ECLI:NL:HR:2005:AU4726
Hoge Raad
- Cassatie
- A.E.M. van der Putt-Lauwers
- F.W.G.M. van Brunschot
- D.G. van Vliet
- P. Lourens
- J.W. van den Berge
- Rechtspraak.nl
Cassatie over correctienota's en loonheffing in sociale verzekeringswetten
In deze zaak gaat het om een cassatieprocedure die is ingesteld door de v.o.f. X-1 en X-2 B.V. tegen de uitspraak van de Centrale Raad van Beroep van 30 maart 2004. De zaak betreft correctienota's die zijn opgelegd door het Landelijk instituut sociale verzekeringen (Lisv) aan de belanghebbenden over de jaren 1994 tot en met 1998, alsmede boetenota's over de jaren 1994 tot en met 1997. De belanghebbenden hebben bezwaar gemaakt tegen deze besluiten, maar het Lisv heeft deze bezwaren ongegrond verklaard. Hierop hebben de belanghebbenden beroep ingesteld bij de Rechtbank te Rotterdam, die de beroepen gegrond verklaarde en de besluiten van het Lisv gedeeltelijk vernietigde.
Zowel de belanghebbenden als het Lisv hebben hoger beroep ingesteld bij de Centrale Raad van Beroep. Deze heeft de uitspraak van de Rechtbank vernietigd en de beroepen ongegrond verklaard. Tegen deze uitspraak hebben de belanghebbenden cassatie ingesteld. De Hoge Raad heeft het beroep gegrond verklaard en de uitspraak van de Centrale Raad van Beroep vernietigd. De Hoge Raad verwijst de zaak terug naar de Centrale Raad voor verdere behandeling en beslissing, met inachtneming van het arrest van de Hoge Raad. Tevens is de Staat veroordeeld tot vergoeding van griffierechten en proceskosten aan de belanghebbenden.

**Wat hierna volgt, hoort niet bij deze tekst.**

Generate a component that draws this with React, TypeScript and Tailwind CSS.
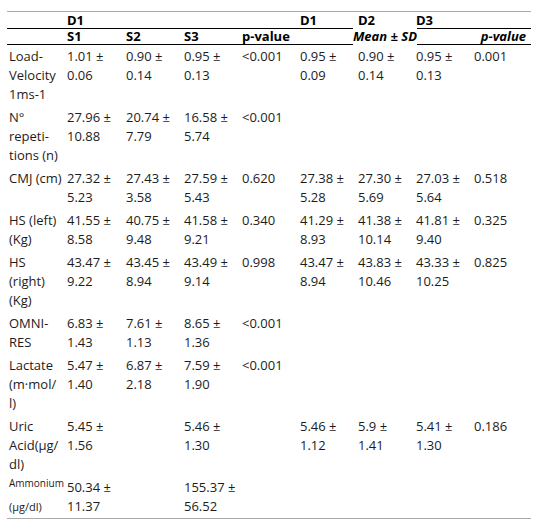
const rows = [
  {
    label: ["Load-", "Velocity", "1ms-1"],
    d1: [["1.01", "0.06"], ["0.90", "0.14"], ["0.95", "0.13"]],
    p1: "<0.001",
    d: [["0.95", "0.09"], ["0.90", "0.14"], ["0.95", "0.13"]],
    p2: "0.001",
  },
  {
    label: ["N°", "repeti-", "tions (n)"],
    d1: [["27.96", "10.88"], ["20.74", "7.79"], ["16.58", "5.74"]],
    p1: "<0.001",
  },
  {
    label: ["CMJ (cm)"],
    d1: [["27.32", "5.23"], ["27.43", "3.58"], ["27.59", "5.43"]],
    p1: "0.620",
    d: [["27.38", "5.28"], ["27.30", "5.69"], ["27.03", "5.64"]],
    p2: "0.518",
  },
  {
    label: ["HS (left)", "(Kg)"],
    d1: [["41.55", "8.58"], ["40.75", "9.48"], ["41.58", "9.21"]],
    p1: "0.340",
    d: [["41.29", "8.93"], ["41.38", "10.14"], ["41.81", "9.40"]],
    p2: "0.325",
  },
  {
    label: ["HS", "(right)", "(Kg)"],
    d1: [["43.47", "9.22"], ["43.45", "8.94"], ["43.49", "9.14"]],
    p1: "0.998",
    d: [["43.47", "8.94"], ["43.83", "10.46"], ["43.33", "10.25"]],
    p2: "0.825",
  },
  {
    label: ["OMNI-", "RES"],
    d1: [["6.83", "1.43"], ["7.61", "1.13"], ["8.65", "1.36"]],
    p1: "<0.001",
  },
  {
    label: ["Lactate", "(m·mol/", "l)"],
    d1: [["5.47", "1.40"], ["6.87", "2.18"], ["7.59", "1.90"]],
    p1: "<0.001",
  },
  {
    label: ["Uric", "Acid(µg/", "dl)"],
    d1: [["5.45", "1.56"], null, ["5.46", "1.30"]],
    p1: "",
    d: [["5.46", "1.12"], ["5.9", "1.41"], ["5.41", "1.30"]],
    p2: "0.186",
  },
] as Row[];

type Row = {
  label: string[];
  d1: (string[] | null)[];
  p1: string;
  d?: string[][];
  p2?: string;
};

const td = "pl-[2px] py-[2px] align-top";

const Val = ({ v }: { v: string[] | null | undefined }) =>
  v ? (
    <>
      <div>{v[0]} ±</div>
      <div>{v[1]}</div>
    </>
  ) : null;

export default function App() {
  return (
    <div className="bg-white min-h-[520px] pt-[11px] pl-[7px] font-['Open_Sans',sans-serif] text-[13px] leading-[19px] text-[#1c1c1c]">
      <table className="w-[524px] table-fixed border-collapse border-t border-[#aaa]">
        <colgroup>
          <col className="w-[58px]" />
          <col className="w-[59px]" />
          <col className="w-[58px]" />
          <col className="w-[58px]" />
          <col className="w-[58px]" />
          <col className="w-[58px]" />
          <col className="w-[58px]" />
          <col className="w-[58px]" />
          <col className="w-[59px]" />
        </colgroup>
        <thead className="font-bold text-black">
          <tr className="border-b border-black">
            <td className="h-[16px] leading-[16px]"></td>
            <td className="pl-[2px] leading-[16px]">D1</td>
            <td></td>
            <td></td>
            <td></td>
            <td className="pl-[2px] leading-[16px]">D1</td>
            <td className="pl-[2px] leading-[16px]">D2</td>
            <td className="pl-[2px] leading-[16px]">D3</td>
            <td></td>
          </tr>
          <tr className="border-b border-black">
            <td className="h-[15px] leading-[15px]"></td>
            <td className="pl-[2px] leading-[15px]">S1</td>
            <td className="pl-[2px] leading-[15px]">S2</td>
            <td className="pl-[2px] leading-[15px]">S3</td>
            <td className="pl-[2px] leading-[15px]">p-value</td>
            <td colSpan={3} className="text-center leading-[15px] italic">
              <span className="bg-white py-[2px]">Mean ± SD</span>
            </td>
            <td className="pr-[5px] text-right leading-[15px] italic">p-value</td>
          </tr>
        </thead>
        <tbody>
          {rows.map((r, i) => (
            <tr key={i}>
              <td className={td}>
                {r.label.map((l, j) => (
                  <div key={j}>{l}</div>
                ))}
              </td>
              {r.d1.map((v, j) => (
                <td key={j} className={td}>
                  <Val v={v} />
                </td>
              ))}
              <td className={td}>{r.p1}</td>
              {[0, 1, 2].map((j) => (
                <td key={j} className={td}>
                  <Val v={r.d?.[j]} />
                </td>
              ))}
              <td className={td}>{r.p2}</td>
            </tr>
          ))}
          <tr className="border-b border-[#aaa]">
            <td className={td}>
              <div>
                <sup className="text-[10px]">Ammonium</sup>
              </div>
              <div className="text-[11px]">(µg/dl)</div>
            </td>
            <td className={td}>
              <Val v={["50.34", "11.37"]} />
            </td>
            <td className={td}></td>
            <td className={td}>
              <Val v={["155.37", "56.52"]} />
            </td>
            <td className={td}></td>
            <td className={td}></td>
            <td className={td}></td>
            <td className={td}></td>
            <td className={td}></td>
          </tr>
        </tbody>
      </table>
    </div>
  );
}
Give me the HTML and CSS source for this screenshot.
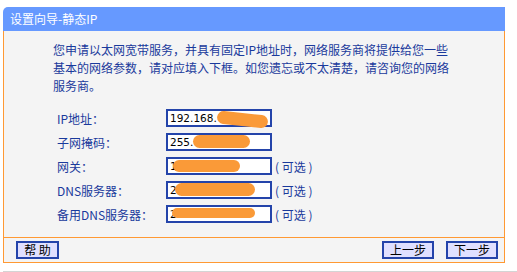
FILE: index.html
```html
<!DOCTYPE html>
<html lang="zh-CN">
<head>
    <meta charset="UTF-8">
    <title>设置向导-静态IP</title>
    <link rel="stylesheet" href="styles.css">
</head>
<body>
    <div class="page">
        <div class="panel">
            <div class="panel-title">设置向导-静态IP</div>
            <div class="panel-body">
                <p class="intro">您申请以太网宽带服务，并具有固定IP地址时，网络服务商将提供给您一些基本的网络参数，请对应填入下框。如您遗忘或不太清楚，请咨询您的网络服务商。</p>
                <div class="form">
                    <div class="row">
                        <label>IP地址：</label>
                        <div class="field">192.168.<span class="mask m1"></span></div>
                    </div>
                    <div class="row">
                        <label>子网掩码：</label>
                        <div class="field">255.<span class="mask m2"></span></div>
                    </div>
                    <div class="row">
                        <label>网关：</label>
                        <div class="field">1<span class="mask m3"></span></div>
                        <span class="opt">( 可选 )</span>
                    </div>
                    <div class="row">
                        <label>DNS服务器：</label>
                        <div class="field">2<span class="mask m4"></span></div>
                        <span class="opt">( 可选 )</span>
                    </div>
                    <div class="row">
                        <label>备用DNS服务器：</label>
                        <div class="field">2<span class="mask m5"></span></div>
                        <span class="opt">( 可选 )</span>
                    </div>
                </div>
            </div>
            <div class="panel-foot">
                <button class="btn btn-help">帮 助</button>
                <div class="nav">
                    <button class="btn">上一步</button>
                    <button class="btn">下一步</button>
                </div>
            </div>
        </div>
        <div class="bottom-line"></div>
    </div>
</body>
</html>
```

FILE: styles.css
```css
* { margin: 0; padding: 0; box-sizing: border-box; }
body { background: #fff; font-family: "Noto Sans CJK SC", "DejaVu Sans", sans-serif; font-size: 12px; }
.page { padding: 7px 0 0 3px; }
.panel { width: 502px; }
.panel-title {
    height: 24px; line-height: 24px; padding-left: 7px; color: #fff; background: #6699ff;
    border-top-left-radius: 5px; font-size: 12px;
}
.panel-body {
    background: #f4f4f4; border-left: 1px solid #ff9933; border-right: 1px solid #ff9933;
    border-bottom: 1px solid #ff9933; padding: 10px 0 14px 49px;
}
.intro { width: 400px; line-height: 18px; color: #1a3a9c; }
.form { margin-top: 14px; margin-left: 4px; display: flex; flex-direction: column; gap: 6px; }
.row { display: flex; align-items: center; height: 18px; }
.row label { width: 109px; color: #1a3a9c; }
.field {
    position: relative; width: 106px; height: 18px; background: #fff; border: 2px solid #2444aa;
    padding-left: 2px; font-family: "DejaVu Sans", sans-serif; font-size: 10.5px; line-height: 14px; color: #000;
}
.mask { position: absolute; background: #fa9a38; border-radius: 7px; }
.m1 { left: 49px; top: 2px; width: 51px; height: 13px; transform: rotate(6deg); }
.m2 { left: 25px; top: 0; width: 57px; height: 13px; }
.m3 { left: 5px; top: 1px; width: 67px; height: 12px; }
.m4 { left: 7px; top: 0; width: 80px; height: 13px; }
.m5 { left: 4px; top: 1px; width: 83px; height: 10px; }
.opt { margin-left: 3px; color: #1a3a9c; }
.panel-foot {
    display: flex; justify-content: space-between; background: #f4f4f4; padding: 3px 6px 3px 12px;
    border-left: 1px solid #ff9933; border-right: 1px solid #ff9933; border-bottom: 1px solid #ff9933;
}
.nav { display: flex; gap: 12px; }
.btn {
    width: 52px; height: 18px; background: #e0e0ff; border: 2px solid #2444aa; color: #000;
    font-family: "Noto Sans CJK SC", sans-serif; font-size: 12px; line-height: 14px;
}
.btn-help { width: 43px; }
.bottom-line { height: 1px; margin-top: 8px; background: #d4d4d4; }
```
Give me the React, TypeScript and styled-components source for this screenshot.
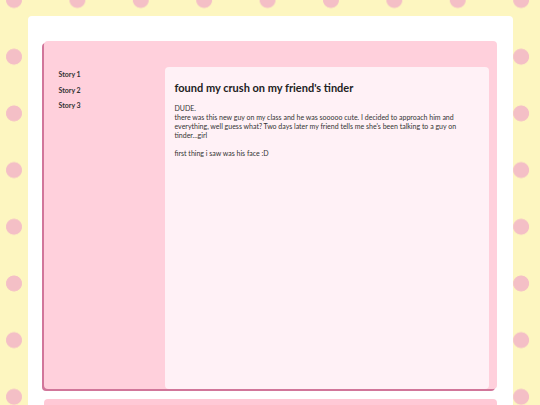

De Hoge Raad oordeelt dat de Centrale Raad heeft miskend dat op het moment dat een werkgever zich bewust is van een loonbetaling zonder ingehouden loonheffing, er sprake is van een voordeel uit dienstbetrekking. Dit arrest verduidelijkt de toepassing van de Coördinatiewet Sociale Verzekering en de begrippen rondom loon en brutering.